In a recent interview with the newspaper analyst Ken Doctor, Times Co. CEO Mark Thompson described what he and his fellow executives were up against in late 2012: “The thinking at the top of the company when I arrived was that the Times should sell The Boston Globe, and that it was going to be fantastically difficult to manage the Globe in a way where it wasn’t going to become over time a net depleter of the total business, rather than something that was going to add to the success of the company.”

So was the Times Co.’s decision to pay all that money for the Globe really such a boneheaded move? When I was interviewing people for my book “The Return of the Moguls,” I got some pretty strong pushback to that proposition from former Globe editor Matt Storin and current editor Brian McGrory.

Storin told me that the Globe turned a profit of some $90 million in one of its first years under Times Co. ownership. “Imagine today if you made a $90 million profit,” he said. “I mean, those classified ads were just a gold mine. The Times knew that, and I think that’s one of the reasons why they bought us.
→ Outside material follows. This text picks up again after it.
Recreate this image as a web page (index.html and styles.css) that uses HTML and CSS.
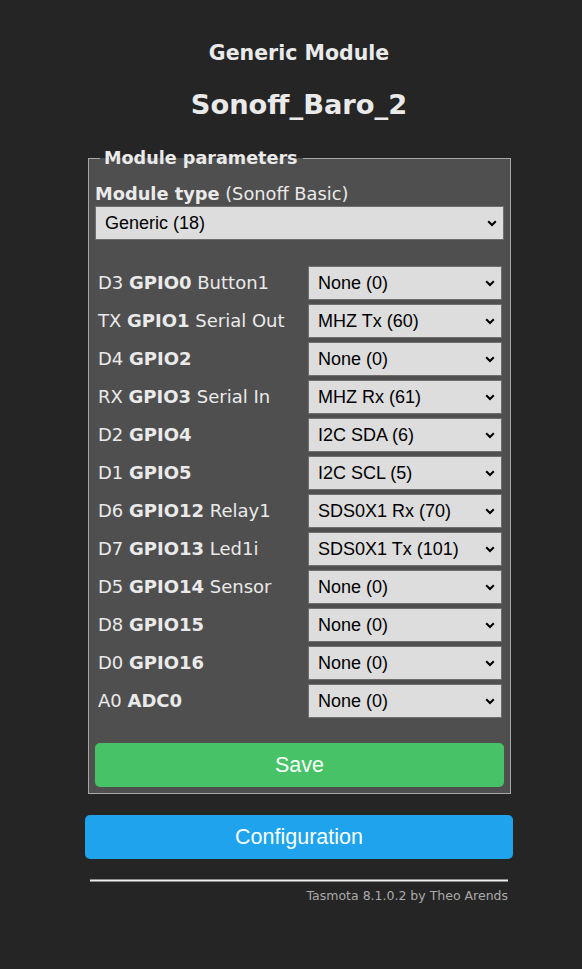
FILE: index.html
```html
<!DOCTYPE html>
<html>
<head>
<meta charset="utf-8">
<title>Generic Module</title>
<link rel="stylesheet" href="styles.css">
</head>
<body>
<div class="page">
  <h3 class="module-title">Generic Module</h3>
  <h2 class="device-title">Sonoff_Baro_2</h2>
  <fieldset class="params">
    <legend class="params-legend">Module parameters</legend>
    <div class="type-label"><b>Module type</b> (Sonoff Basic)</div>
    <select class="sel sel-wide"><option>Generic (18)</option></select>
    <div class="gpio-grid">
      <div class="lbl">D3 <b>GPIO0</b> Button1</div><select class="sel"><option>None (0)</option></select>
      <div class="lbl">TX <b>GPIO1</b> Serial Out</div><select class="sel"><option>MHZ Tx (60)</option></select>
      <div class="lbl">D4 <b>GPIO2</b></div><select class="sel"><option>None (0)</option></select>
      <div class="lbl">RX <b>GPIO3</b> Serial In</div><select class="sel"><option>MHZ Rx (61)</option></select>
      <div class="lbl">D2 <b>GPIO4</b></div><select class="sel"><option>I2C SDA (6)</option></select>
      <div class="lbl">D1 <b>GPIO5</b></div><select class="sel"><option>I2C SCL (5)</option></select>
      <div class="lbl">D6 <b>GPIO12</b> Relay1</div><select class="sel"><option>SDS0X1 Rx (70)</option></select>
      <div class="lbl">D7 <b>GPIO13</b> Led1i</div><select class="sel"><option>SDS0X1 Tx (101)</option></select>
      <div class="lbl">D5 <b>GPIO14</b> Sensor</div><select class="sel"><option>None (0)</option></select>
      <div class="lbl">D8 <b>GPIO15</b></div><select class="sel"><option>None (0)</option></select>
      <div class="lbl">D0 <b>GPIO16</b></div><select class="sel"><option>None (0)</option></select>
      <div class="lbl">A0 <b>ADC0</b></div><select class="sel"><option>None (0)</option></select>
    </div>
    <button class="btn btn-save">Save</button>
  </fieldset>
  <button class="btn btn-config">Configuration</button>
  <div class="rule"></div>
  <div class="footer">Tasmota 8.1.0.2 by Theo Arends</div>
</div>
</body>
</html>
```

FILE: styles.css
```css
html, body {
  margin: 0;
  padding: 0;
}
body {
  background: #252525;
  color: #eaeaea;
  font-family: "DejaVu Sans", Verdana, sans-serif;
  font-size: 18px;
}
.page {
  width: 428px;
  margin-left: 85px;
  padding-top: 41px;
}
.module-title {
  margin: 0;
  text-align: center;
  font-size: 20.5px;
  line-height: 24px;
  font-weight: bold;
}
.device-title {
  margin: 25px 0 0 0;
  text-align: center;
  font-size: 27.3px;
  line-height: 30px;
  font-weight: bold;
}
.params {
  margin: 28px 2px 0 3px;
  padding: 0 7px 6px 6px;
  border: 1px solid #a6a6a6;
  background: #4f4f4f;
  min-width: 0;
}
.params-legend {
  padding: 0 5px 0 4px;
  margin-left: 5px;
  font-size: 17.6px;
  font-weight: bold;
  line-height: 20px;
}
.type-label {
  line-height: 20px;
  font-size: 17.8px;
  margin-top: 16px;
  margin-bottom: 2px;
  white-space: nowrap;
}
.sel {
  -webkit-appearance: none;
  appearance: none;
  display: block;
  box-sizing: border-box;
  height: 34px;
  margin: 0;
  padding: 0 28px 0 9px;
  border: 1px solid #6e6e6e;
  border-radius: 0;
  background: #dddddd url("data:image/svg+xml;utf8,<svg xmlns='http://www.w3.org/2000/svg' width='10' height='7' viewBox='0 0 10 7'><polyline points='1.2,1.3 5,5 8.8,1.3' fill='none' stroke='black' stroke-width='2'/></svg>") no-repeat right 6px center;
  color: #000;
  font-family: "Liberation Sans", Arial, sans-serif;
  font-size: 18px;
  width: 100%;
}
.sel-wide {
  width: 409px;
}
.gpio-grid {
  display: grid;
  grid-template-columns: 1fr 194px;
  row-gap: 4px;
  align-items: center;
  margin-top: 26px;
  padding: 0 0 0 3px;
  width: 404px;
}
.lbl {
  line-height: 20px;
  white-space: nowrap;
}
.btn {
  display: block;
  border: 0;
  border-radius: 5px;
  color: #faffff;
  font-family: "Liberation Sans", Arial, sans-serif;
  font-size: 21.5px;
  cursor: pointer;
}
.btn-save {
  width: 409px;
  height: 44px;
  margin-top: 25px;
  background: #47c266;
}
.btn-config {
  width: 428px;
  height: 44px;
  margin-top: 21px;
  background: #1fa3ec;
}
.rule {
  margin: 20px 5px 0 5px;
  height: 1px;
  background: #eeeeee;
  border: 1px solid #8a8a8a;
  border-left: 0;
  border-right: 0;
}
.footer {
  margin-top: 6px;
  padding-right: 5px;
  text-align: right;
  font-size: 12.5px;
  color: #aaaaaa;
}
```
They didn’t foresee that that was going to disappear, obviously.”

McGrory sounded a similar theme. “For 15 to 18 years there were Brinks trucks driving down I-95 with tens of millions of dollars every year, amounting to hundreds millions over that time, taking money from Boston to New York,” he said. “They made their investment just fine.”

The reality is most likely somewhere in the middle. From 1993 until about 2005, the Globe earned plenty of money for the Times Co. But then things went seriously south, with the Globe losing $85 million by 2009, a situation so dire that the Times threatened to shut down the paper unless the unions agreed to $20 million worth of givebacks. (They did.)

For the Times Co., the real mistake wasn’t in buying the Globe — it was in keeping it for too long.

Last stand for community access TV

This past November I wrote about an industry-supported effort by the FCC to allow the cable companies to save money by cutting what they spend to support local public-access operations.

Naturally, the FCC is pushing ahead with this anti-consumer proposal. So now advocates of local do-it-yourself media are asking supporters to sign an online petition to Congress asking that lawmakers stop the new rule from taking effect.

“PEG [public, educational, and governmental] access channels provide local content in communities that are not served by the broadcast industry and are increasingly under-served by newspapers,” says the petition. “They help prevent ‘media deserts’ in towns and cities across the U.S. and ensure diversity of opinion at the local level.”

Will it matter? I suspect that elected members of Congress from both parties will prove more amenable to public pressure than FCC chair Ajit Pai, who led the campaign to kill net neutrality. But we won’t know unless we try. So let’s try.